- Task instructions -
Your task is to extract every line from the material below exactly.
>> start
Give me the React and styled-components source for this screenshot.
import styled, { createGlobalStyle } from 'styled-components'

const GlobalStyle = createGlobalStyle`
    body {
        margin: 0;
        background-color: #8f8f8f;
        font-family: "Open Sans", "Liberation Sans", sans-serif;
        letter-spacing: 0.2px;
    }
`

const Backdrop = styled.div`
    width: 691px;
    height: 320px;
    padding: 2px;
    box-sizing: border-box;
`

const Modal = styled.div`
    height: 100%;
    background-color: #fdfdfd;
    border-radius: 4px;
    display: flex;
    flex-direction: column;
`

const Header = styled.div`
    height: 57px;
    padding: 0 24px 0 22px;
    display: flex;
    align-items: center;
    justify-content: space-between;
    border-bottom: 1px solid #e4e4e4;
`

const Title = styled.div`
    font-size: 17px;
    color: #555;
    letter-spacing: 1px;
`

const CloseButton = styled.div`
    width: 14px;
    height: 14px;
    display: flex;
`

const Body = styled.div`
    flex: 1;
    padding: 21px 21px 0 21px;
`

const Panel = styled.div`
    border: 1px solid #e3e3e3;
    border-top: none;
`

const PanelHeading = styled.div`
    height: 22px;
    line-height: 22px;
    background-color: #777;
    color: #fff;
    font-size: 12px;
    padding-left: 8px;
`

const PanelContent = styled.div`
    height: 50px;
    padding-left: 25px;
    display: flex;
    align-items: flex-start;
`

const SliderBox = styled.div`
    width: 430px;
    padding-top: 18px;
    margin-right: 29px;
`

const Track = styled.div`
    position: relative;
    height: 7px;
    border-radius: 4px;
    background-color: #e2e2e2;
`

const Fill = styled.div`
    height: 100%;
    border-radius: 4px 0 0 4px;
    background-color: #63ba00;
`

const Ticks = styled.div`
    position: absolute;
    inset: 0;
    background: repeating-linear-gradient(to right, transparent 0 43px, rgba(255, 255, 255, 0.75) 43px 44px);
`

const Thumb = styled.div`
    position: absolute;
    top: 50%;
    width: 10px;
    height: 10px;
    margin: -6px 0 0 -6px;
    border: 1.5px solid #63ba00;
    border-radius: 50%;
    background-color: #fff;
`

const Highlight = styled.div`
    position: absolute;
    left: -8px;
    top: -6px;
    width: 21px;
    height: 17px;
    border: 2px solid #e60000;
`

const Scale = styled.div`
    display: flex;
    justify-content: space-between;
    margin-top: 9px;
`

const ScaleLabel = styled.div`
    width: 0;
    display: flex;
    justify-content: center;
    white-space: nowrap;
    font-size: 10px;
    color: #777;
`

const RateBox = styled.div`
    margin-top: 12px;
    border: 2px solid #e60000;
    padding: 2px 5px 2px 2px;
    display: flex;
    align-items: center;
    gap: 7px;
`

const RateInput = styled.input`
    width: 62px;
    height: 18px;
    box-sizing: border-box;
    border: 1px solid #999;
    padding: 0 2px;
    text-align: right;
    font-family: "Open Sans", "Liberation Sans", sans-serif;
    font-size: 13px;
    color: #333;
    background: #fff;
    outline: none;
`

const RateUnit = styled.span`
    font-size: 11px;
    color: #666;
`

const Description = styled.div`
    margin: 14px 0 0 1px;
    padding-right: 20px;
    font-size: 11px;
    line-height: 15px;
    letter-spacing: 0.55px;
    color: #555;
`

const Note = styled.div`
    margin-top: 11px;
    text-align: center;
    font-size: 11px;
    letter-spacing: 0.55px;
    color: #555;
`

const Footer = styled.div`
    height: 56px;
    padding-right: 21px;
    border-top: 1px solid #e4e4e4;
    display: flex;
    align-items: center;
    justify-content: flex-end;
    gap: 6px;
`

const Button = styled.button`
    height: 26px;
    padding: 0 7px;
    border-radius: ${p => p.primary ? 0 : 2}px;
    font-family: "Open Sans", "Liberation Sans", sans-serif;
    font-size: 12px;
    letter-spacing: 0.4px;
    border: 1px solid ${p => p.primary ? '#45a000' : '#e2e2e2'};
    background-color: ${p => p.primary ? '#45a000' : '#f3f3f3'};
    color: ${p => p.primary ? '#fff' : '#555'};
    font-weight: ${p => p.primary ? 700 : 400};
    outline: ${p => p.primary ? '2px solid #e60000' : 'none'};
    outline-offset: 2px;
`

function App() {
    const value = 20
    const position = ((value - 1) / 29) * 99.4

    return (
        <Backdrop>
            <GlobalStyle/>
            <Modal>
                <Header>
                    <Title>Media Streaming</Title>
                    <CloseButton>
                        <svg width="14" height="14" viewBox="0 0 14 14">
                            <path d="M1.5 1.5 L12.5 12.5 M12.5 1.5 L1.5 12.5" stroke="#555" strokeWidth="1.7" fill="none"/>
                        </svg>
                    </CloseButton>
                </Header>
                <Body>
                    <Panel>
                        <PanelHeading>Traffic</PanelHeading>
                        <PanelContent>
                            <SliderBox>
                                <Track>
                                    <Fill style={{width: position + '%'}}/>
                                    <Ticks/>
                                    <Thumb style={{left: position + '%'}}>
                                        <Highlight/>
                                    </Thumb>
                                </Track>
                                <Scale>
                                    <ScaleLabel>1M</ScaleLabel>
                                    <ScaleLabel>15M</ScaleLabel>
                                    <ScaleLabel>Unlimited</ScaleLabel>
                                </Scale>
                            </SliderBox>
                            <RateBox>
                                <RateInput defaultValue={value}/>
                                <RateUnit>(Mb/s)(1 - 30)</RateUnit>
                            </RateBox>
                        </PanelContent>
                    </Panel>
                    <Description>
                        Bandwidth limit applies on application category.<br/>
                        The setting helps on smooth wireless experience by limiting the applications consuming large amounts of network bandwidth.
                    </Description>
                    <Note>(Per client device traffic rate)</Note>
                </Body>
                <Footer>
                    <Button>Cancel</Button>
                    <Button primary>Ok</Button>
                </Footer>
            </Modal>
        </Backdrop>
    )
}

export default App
>> end
- In response -
Give me the React and styled-components source for this screenshot.
import styled, { createGlobalStyle } from 'styled-components'

const GlobalStyle = createGlobalStyle`
    body {
        margin: 0;
        background-color: #8f8f8f;
        font-family: "Open Sans", "Liberation Sans", sans-serif;
        letter-spacing: 0.2px;
    }
`

const Backdrop = styled.div`
    width: 691px;
    height: 320px;
    padding: 2px;
    box-sizing: border-box;
`

const Modal = styled.div`
    height: 100%;
    background-color: #fdfdfd;
    border-radius: 4px;
    display: flex;
    flex-direction: column;
`

const Header = styled.div`
    height: 57px;
    padding: 0 24px 0 22px;
    display: flex;
    align-items: center;
    justify-content: space-between;
    border-bottom: 1px solid #e4e4e4;
`

const Title = styled.div`
    font-size: 17px;
    color: #555;
    letter-spacing: 1px;
`

const CloseButton = styled.div`
    width: 14px;
    height: 14px;
    display: flex;
`

const Body = styled.div`
    flex: 1;
    padding: 21px 21px 0 21px;
`

const Panel = styled.div`
    border: 1px solid #e3e3e3;
    border-top: none;
`

const PanelHeading = styled.div`
    height: 22px;
    line-height: 22px;
    background-color: #777;
    color: #fff;
    font-size: 12px;
    padding-left: 8px;
`

const PanelContent = styled.div`
    height: 50px;
    padding-left: 25px;
    display: flex;
    align-items: flex-start;
`

const SliderBox = styled.div`
    width: 430px;
    padding-top: 18px;
    margin-right: 29px;
`

const Track = styled.div`
    position: relative;
    height: 7px;
    border-radius: 4px;
    background-color: #e2e2e2;
`

const Fill = styled.div`
    height: 100%;
    border-radius: 4px 0 0 4px;
    background-color: #63ba00;
`

const Ticks = styled.div`
    position: absolute;
    inset: 0;
    background: repeating-linear-gradient(to right, transparent 0 43px, rgba(255, 255, 255, 0.75) 43px 44px);
`

const Thumb = styled.div`
    position: absolute;
    top: 50%;
    width: 10px;
    height: 10px;
    margin: -6px 0 0 -6px;
    border: 1.5px solid #63ba00;
    border-radius: 50%;
    background-color: #fff;
`

const Highlight = styled.div`
    position: absolute;
    left: -8px;
    top: -6px;
    width: 21px;
    height: 17px;
    border: 2px solid #e60000;
`

const Scale = styled.div`
    display: flex;
    justify-content: space-between;
    margin-top: 9px;
`

const ScaleLabel = styled.div`
    width: 0;
    display: flex;
    justify-content: center;
    white-space: nowrap;
    font-size: 10px;
    color: #777;
`

const RateBox = styled.div`
    margin-top: 12px;
    border: 2px solid #e60000;
    padding: 2px 5px 2px 2px;
    display: flex;
    align-items: center;
    gap: 7px;
`

const RateInput = styled.input`
    width: 62px;
    height: 18px;
    box-sizing: border-box;
    border: 1px solid #999;
    padding: 0 2px;
    text-align: right;
    font-family: "Open Sans", "Liberation Sans", sans-serif;
    font-size: 13px;
    color: #333;
    background: #fff;
    outline: none;
`

const RateUnit = styled.span`
    font-size: 11px;
    color: #666;
`

const Description = styled.div`
    margin: 14px 0 0 1px;
    padding-right: 20px;
    font-size: 11px;
    line-height: 15px;
    letter-spacing: 0.55px;
    color: #555;
`

const Note = styled.div`
    margin-top: 11px;
    text-align: center;
    font-size: 11px;
    letter-spacing: 0.55px;
    color: #555;
`

const Footer = styled.div`
    height: 56px;
    padding-right: 21px;
    border-top: 1px solid #e4e4e4;
    display: flex;
    align-items: center;
    justify-content: flex-end;
    gap: 6px;
`

const Button = styled.button`
    height: 26px;
    padding: 0 7px;
    border-radius: ${p => p.primary ? 0 : 2}px;
    font-family: "Open Sans", "Liberation Sans", sans-serif;
    font-size: 12px;
    letter-spacing: 0.4px;
    border: 1px solid ${p => p.primary ? '#45a000' : '#e2e2e2'};
    background-color: ${p => p.primary ? '#45a000' : '#f3f3f3'};
    color: ${p => p.primary ? '#fff' : '#555'};
    font-weight: ${p => p.primary ? 700 : 400};
    outline: ${p => p.primary ? '2px solid #e60000' : 'none'};
    outline-offset: 2px;
`

function App() {
    const value = 20
    const position = ((value - 1) / 29) * 99.4

    return (
        <Backdrop>
            <GlobalStyle/>
            <Modal>
                <Header>
                    <Title>Media Streaming</Title>
                    <CloseButton>
                        <svg width="14" height="14" viewBox="0 0 14 14">
                            <path d="M1.5 1.5 L12.5 12.5 M12.5 1.5 L1.5 12.5" stroke="#555" strokeWidth="1.7" fill="none"/>
                        </svg>
                    </CloseButton>
                </Header>
                <Body>
                    <Panel>
                        <PanelHeading>Traffic</PanelHeading>
                        <PanelContent>
                            <SliderBox>
                                <Track>
                                    <Fill style={{width: position + '%'}}/>
                                    <Ticks/>
                                    <Thumb style={{left: position + '%'}}>
                                        <Highlight/>
                                    </Thumb>
                                </Track>
                                <Scale>
                                    <ScaleLabel>1M</ScaleLabel>
                                    <ScaleLabel>15M</ScaleLabel>
                                    <ScaleLabel>Unlimited</ScaleLabel>
                                </Scale>
                            </SliderBox>
                            <RateBox>
                                <RateInput defaultValue={value}/>
                                <RateUnit>(Mb/s)(1 - 30)</RateUnit>
                            </RateBox>
                        </PanelContent>
                    </Panel>
                    <Description>
                        Bandwidth limit applies on application category.<br/>
                        The setting helps on smooth wireless experience by limiting the applications consuming large amounts of network bandwidth.
                    </Description>
                    <Note>(Per client device traffic rate)</Note>
                </Body>
                <Footer>
                    <Button>Cancel</Button>
                    <Button primary>Ok</Button>
                </Footer>
            </Modal>
        </Backdrop>
    )
}

export default App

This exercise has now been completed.